Smoking is an age-old process of cooking and preserving foods, particularly meats. This ancient process sometimes referred to at hard smoking uses salt to inhibit microorganism growth and the smoke produces an acidic barrier to prevent contact contamination. Properly salted, smoked, and stored, the shelf-life of these preserved meats is literally endless though there will be a continuous degrading of quality over time. Really old beef jerky may be safe to eat, but it tastes stale and unappetizing, which is the reason it gets vacuum packed, to prevent oxidation from destroying the flavor.
This process of smoking and preserving foods was perfected long ago, the secret, the smokehouse. It is easy to salt a pork roast and put it in a smoky room and end up with a rancid hunk of meat. And yet people without electricity or germ theory could pull this off, making hams that lasted through the year without refrigeration, without getting the slightest tummy ache. Smokehouses dating back centuries had the precision of temperature and humidity control necessary to make a ham that could be left in the cupboard all summer and enjoyed for Christmas.

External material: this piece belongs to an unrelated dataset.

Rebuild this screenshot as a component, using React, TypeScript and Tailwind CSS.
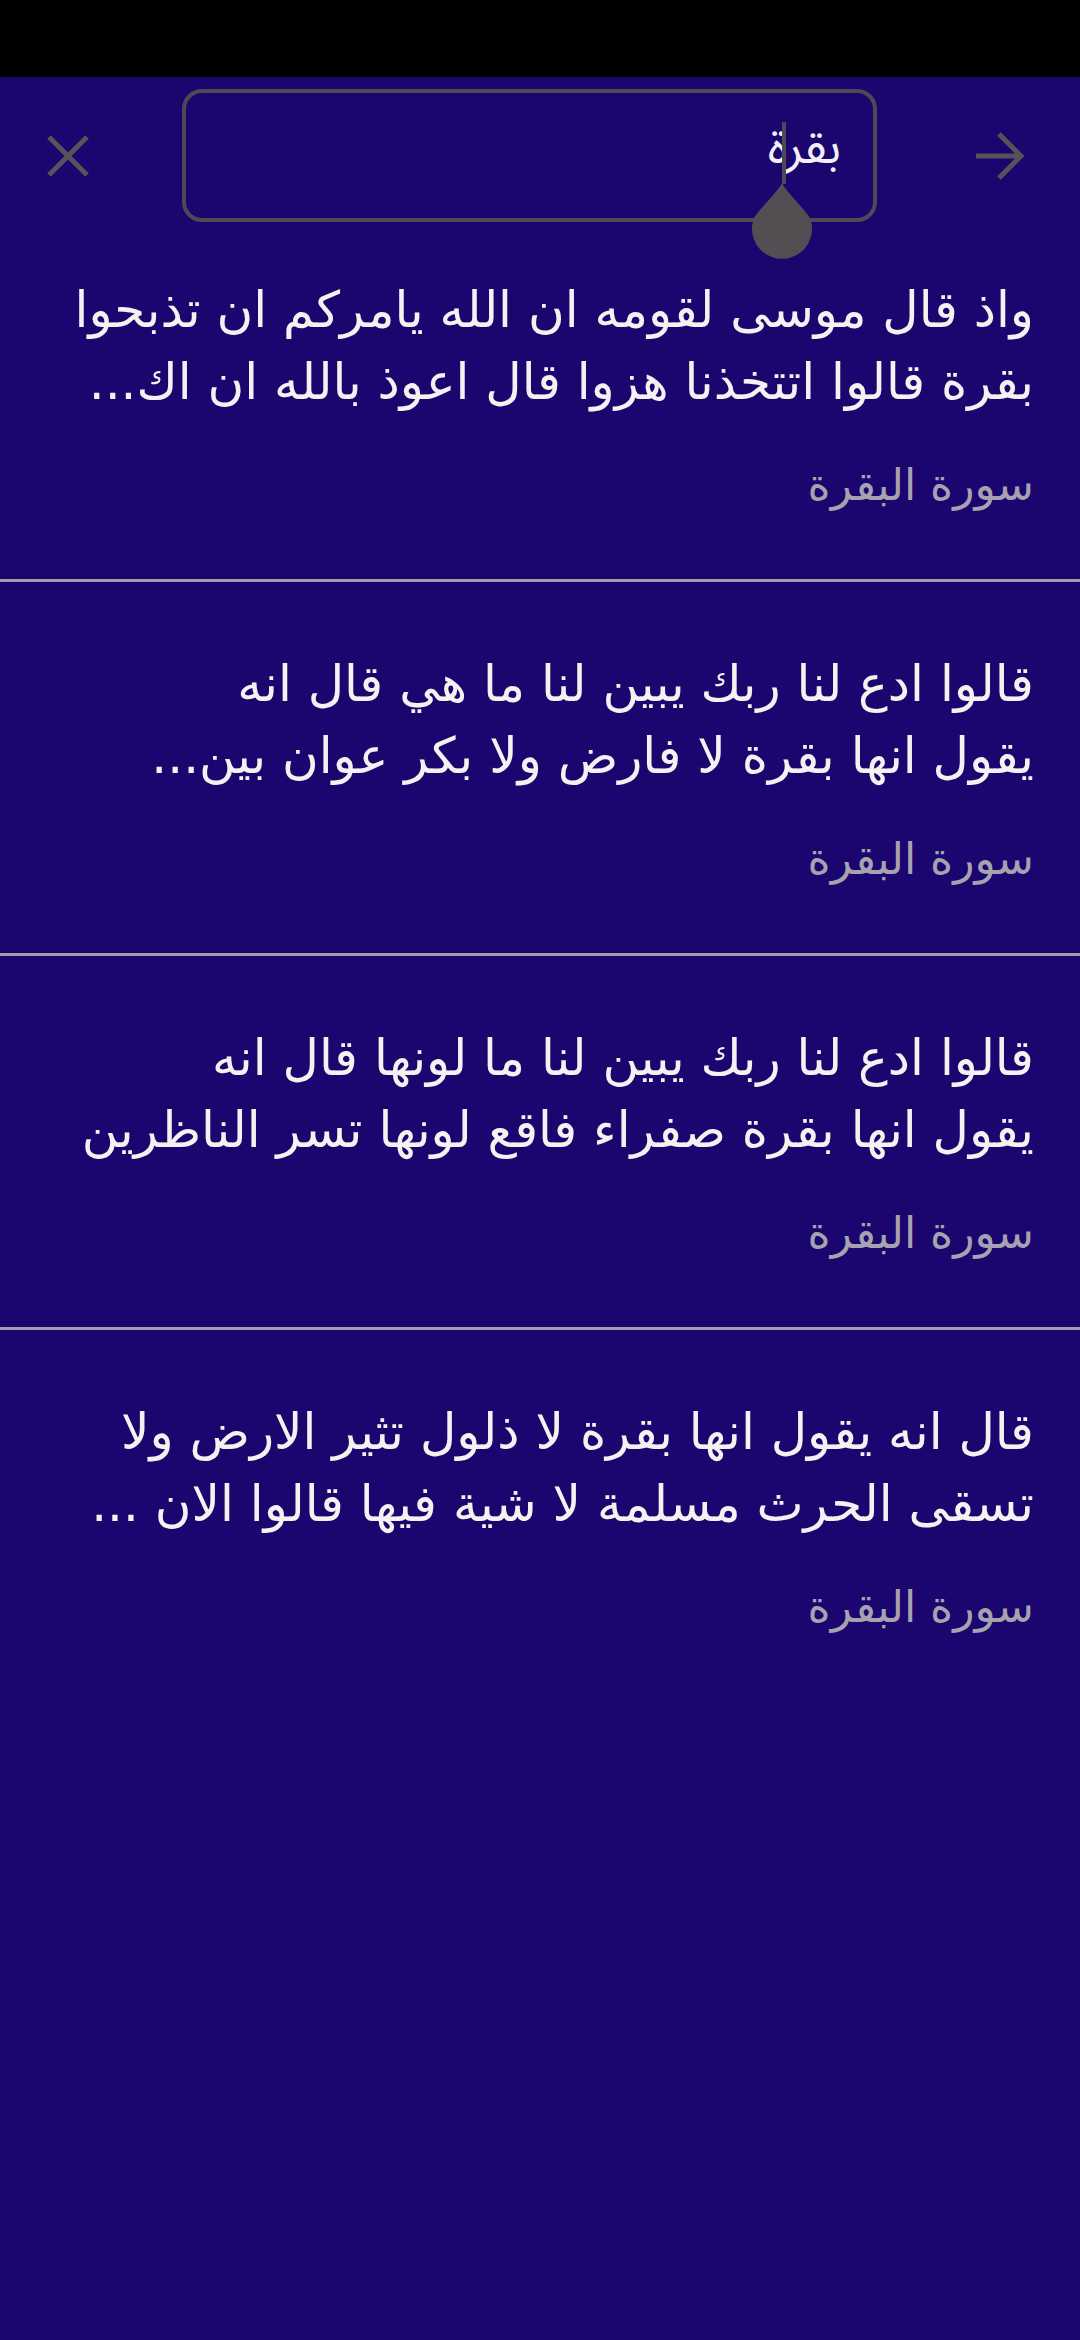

It is the combination of salt and smoke that caused this kind of preservation, but either one can be used individually to hold off spoilage for shorter periods of time. In the midst of the French and Indian War. George Washington, then a British soldier, recorded that his men had used the "Indian" method of barbecue to preserve meat. They lacked the salt to properly salt and store the meat, which would have given them a few weeks. The rough smoking method they used only preserved the meat for a few days.

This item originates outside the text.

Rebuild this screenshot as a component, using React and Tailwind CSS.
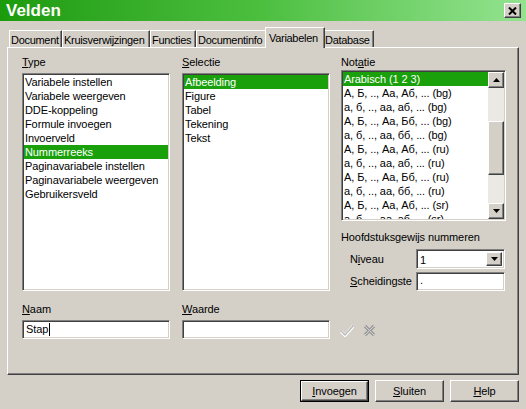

Washington didn't refer to this method he called barbecue because he didn't know about meat smoking or because he knew what barbecue was in our modern sense. He called it this because the meat he had procured wasn't cured and smoked in a smokehouse, but instead over an open pit, the method used in the earliest days of barbecue and attributed to the indigenous peoples of the Americas.
Smoking, as in modern hot barbecue smoking, is a cooking process. Many people will bore you with explanations of the Maillard Reaction. This chemical reaction between amino acids and reducing sugars is what gives many cooked foods their brown color and produces that cooked flavor we tend to look for. The Maillard Reaction causes meats, bread, and pretty much anything organic to gain these characteristics. While an interesting science experiment, it isn't unique to barbecue.
With the advent of modern refrigeration, we no longer need to preserve meat and while smoking in the typical backyard smoker can add a little shelf life to meats, they are best stored in the refrigerator because the amount of smoke and the lack of heavy salt doesn't mean these foods are actually preserved.
Today, smoking, in terms of barbecue is a method slow roasting with the addition of smoke flavor in an enclosed type of cooking equipment. Natural, hardwood smoke adds nitrates to meats and causes a chemical reaction in meats, most noticeably in the form of a smoke ring. Smoking simply means, these days, a method for making barbecue and other foods like jerky, smoked fish, and similar items. It is important to note that many foods sold as "smoked" never actually spend time in a smoker or smokehouse but instead have smoke flavor added to them. Smoke is vital to barbecue and nothing should be called barbecue in the classic meaning of the word without natural smoke added to the cooking environment. Unfortunately, barbecue has come to mean a flavor and not a method of cooking.